■ Exercise brief ■
Identify every line in the records below that contains the word "React", and reproduce each one.
----- Data provided
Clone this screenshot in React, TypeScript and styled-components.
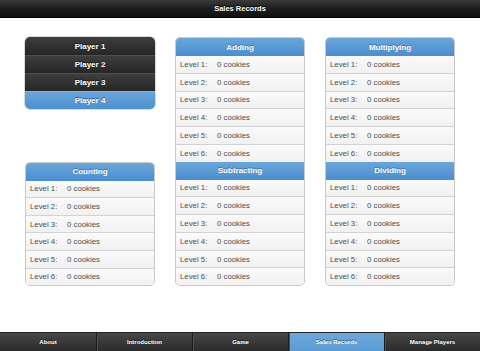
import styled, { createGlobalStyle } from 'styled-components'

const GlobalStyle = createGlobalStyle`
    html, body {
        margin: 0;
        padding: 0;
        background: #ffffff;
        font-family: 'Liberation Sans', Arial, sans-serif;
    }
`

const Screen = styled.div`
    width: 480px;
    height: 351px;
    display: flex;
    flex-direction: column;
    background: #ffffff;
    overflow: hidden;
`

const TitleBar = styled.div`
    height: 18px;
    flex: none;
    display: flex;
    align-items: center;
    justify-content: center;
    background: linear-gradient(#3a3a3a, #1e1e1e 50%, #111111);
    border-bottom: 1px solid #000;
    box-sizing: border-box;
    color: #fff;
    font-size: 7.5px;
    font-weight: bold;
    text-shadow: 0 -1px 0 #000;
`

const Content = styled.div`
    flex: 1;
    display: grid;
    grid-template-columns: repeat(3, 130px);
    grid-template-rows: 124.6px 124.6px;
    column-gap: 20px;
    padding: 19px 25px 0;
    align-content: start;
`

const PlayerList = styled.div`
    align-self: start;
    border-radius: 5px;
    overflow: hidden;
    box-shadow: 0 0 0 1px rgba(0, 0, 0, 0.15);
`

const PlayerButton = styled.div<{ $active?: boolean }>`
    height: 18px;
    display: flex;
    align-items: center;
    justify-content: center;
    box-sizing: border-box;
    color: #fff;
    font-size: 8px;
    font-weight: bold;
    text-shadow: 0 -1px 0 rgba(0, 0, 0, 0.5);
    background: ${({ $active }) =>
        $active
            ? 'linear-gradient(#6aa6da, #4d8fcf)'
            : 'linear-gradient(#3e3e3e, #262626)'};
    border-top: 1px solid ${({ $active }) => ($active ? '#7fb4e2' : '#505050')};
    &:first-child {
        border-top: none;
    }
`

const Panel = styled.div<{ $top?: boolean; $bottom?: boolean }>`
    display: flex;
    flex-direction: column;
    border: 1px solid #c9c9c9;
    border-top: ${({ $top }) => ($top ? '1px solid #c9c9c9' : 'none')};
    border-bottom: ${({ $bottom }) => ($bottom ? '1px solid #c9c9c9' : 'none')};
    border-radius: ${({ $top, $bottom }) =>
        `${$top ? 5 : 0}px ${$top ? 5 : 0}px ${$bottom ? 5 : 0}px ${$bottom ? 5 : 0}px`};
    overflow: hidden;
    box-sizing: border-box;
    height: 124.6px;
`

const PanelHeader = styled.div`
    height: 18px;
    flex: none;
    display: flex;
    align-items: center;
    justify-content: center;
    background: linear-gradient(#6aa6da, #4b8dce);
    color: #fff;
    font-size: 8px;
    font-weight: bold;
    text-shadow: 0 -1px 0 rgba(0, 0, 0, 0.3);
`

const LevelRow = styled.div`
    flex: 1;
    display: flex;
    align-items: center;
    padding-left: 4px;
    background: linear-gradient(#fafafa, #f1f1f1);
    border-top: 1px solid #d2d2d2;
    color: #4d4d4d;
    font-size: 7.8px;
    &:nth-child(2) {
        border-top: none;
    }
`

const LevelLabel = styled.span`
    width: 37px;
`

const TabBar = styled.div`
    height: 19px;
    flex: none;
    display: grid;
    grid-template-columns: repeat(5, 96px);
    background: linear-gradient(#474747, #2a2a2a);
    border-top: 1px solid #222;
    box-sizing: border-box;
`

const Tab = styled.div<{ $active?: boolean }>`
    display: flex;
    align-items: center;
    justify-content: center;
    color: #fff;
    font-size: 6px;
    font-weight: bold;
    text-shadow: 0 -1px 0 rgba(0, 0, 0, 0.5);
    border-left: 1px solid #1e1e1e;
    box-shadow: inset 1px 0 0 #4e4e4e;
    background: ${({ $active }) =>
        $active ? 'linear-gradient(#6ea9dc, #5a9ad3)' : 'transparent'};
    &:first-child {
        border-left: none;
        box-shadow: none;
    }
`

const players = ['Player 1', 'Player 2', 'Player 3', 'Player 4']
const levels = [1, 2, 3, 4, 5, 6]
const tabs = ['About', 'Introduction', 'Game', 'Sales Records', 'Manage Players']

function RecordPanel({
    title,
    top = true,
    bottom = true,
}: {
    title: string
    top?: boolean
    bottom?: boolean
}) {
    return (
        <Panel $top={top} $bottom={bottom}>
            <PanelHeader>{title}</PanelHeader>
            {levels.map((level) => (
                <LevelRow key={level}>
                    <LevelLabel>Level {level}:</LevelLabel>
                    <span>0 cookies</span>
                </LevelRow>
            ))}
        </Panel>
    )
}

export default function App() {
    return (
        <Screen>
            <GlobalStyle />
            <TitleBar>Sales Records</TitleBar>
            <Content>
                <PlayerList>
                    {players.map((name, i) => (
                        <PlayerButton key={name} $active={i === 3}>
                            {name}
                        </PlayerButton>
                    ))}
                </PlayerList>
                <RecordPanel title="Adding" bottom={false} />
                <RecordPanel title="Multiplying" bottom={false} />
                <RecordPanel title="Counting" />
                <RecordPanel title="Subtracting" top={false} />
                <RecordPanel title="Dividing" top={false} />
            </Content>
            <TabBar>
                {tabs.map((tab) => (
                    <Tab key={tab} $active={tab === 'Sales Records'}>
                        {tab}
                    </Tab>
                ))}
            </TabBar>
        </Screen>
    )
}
----------
----- Data provided
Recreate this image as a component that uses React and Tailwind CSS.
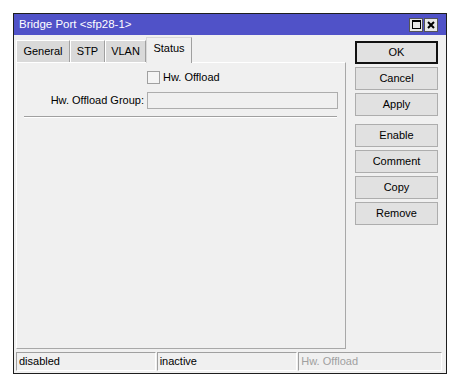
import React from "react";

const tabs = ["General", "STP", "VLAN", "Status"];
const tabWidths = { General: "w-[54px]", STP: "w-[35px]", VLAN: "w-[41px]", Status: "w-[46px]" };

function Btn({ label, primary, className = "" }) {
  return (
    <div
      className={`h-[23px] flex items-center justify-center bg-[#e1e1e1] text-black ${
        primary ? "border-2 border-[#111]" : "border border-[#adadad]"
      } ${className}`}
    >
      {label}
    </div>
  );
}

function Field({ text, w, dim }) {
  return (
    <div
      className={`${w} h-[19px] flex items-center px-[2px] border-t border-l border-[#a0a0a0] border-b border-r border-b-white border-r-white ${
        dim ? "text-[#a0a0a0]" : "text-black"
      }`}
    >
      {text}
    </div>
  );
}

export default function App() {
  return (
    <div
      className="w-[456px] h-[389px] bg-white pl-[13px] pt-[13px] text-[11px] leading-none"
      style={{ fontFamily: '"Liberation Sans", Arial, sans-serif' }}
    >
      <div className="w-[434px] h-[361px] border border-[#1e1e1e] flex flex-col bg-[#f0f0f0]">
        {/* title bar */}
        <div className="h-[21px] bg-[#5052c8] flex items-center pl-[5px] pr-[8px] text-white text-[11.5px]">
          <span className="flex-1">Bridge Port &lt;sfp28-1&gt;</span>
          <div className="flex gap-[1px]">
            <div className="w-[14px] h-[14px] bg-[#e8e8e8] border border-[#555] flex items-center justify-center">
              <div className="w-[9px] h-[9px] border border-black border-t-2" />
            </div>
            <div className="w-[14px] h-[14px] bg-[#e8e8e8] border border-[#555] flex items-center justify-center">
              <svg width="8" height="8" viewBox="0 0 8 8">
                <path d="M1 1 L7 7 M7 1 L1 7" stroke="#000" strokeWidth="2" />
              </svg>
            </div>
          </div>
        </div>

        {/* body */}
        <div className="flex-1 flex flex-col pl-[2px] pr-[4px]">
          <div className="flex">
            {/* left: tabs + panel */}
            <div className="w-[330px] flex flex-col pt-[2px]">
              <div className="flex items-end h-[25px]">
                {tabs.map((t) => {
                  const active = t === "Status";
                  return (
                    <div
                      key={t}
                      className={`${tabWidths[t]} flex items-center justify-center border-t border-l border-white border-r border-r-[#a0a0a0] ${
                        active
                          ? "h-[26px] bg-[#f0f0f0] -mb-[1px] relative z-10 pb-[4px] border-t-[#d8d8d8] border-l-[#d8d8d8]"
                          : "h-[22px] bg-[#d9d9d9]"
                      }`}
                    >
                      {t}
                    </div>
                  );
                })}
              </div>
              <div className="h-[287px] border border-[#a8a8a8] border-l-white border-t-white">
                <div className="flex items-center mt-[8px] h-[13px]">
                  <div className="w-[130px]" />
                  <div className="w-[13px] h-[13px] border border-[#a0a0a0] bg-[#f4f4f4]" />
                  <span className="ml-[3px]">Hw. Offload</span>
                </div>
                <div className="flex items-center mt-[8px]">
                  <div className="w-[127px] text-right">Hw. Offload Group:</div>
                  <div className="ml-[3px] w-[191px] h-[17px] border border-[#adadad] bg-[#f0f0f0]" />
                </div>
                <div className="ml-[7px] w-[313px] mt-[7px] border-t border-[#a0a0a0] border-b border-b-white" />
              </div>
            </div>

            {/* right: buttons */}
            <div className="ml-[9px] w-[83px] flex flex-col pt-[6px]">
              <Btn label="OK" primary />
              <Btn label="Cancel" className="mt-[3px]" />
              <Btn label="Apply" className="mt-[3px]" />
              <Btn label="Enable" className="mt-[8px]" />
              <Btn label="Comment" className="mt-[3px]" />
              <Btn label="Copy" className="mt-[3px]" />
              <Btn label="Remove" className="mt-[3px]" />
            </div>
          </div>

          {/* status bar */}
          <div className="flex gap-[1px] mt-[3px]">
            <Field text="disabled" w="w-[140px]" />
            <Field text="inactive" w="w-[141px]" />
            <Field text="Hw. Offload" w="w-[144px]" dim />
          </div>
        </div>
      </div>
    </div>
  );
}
----------
■ Solved problem ■
Clone this screenshot in React, TypeScript and styled-components.
Recreate this image as a component that uses React and Tailwind CSS.
import React from "react";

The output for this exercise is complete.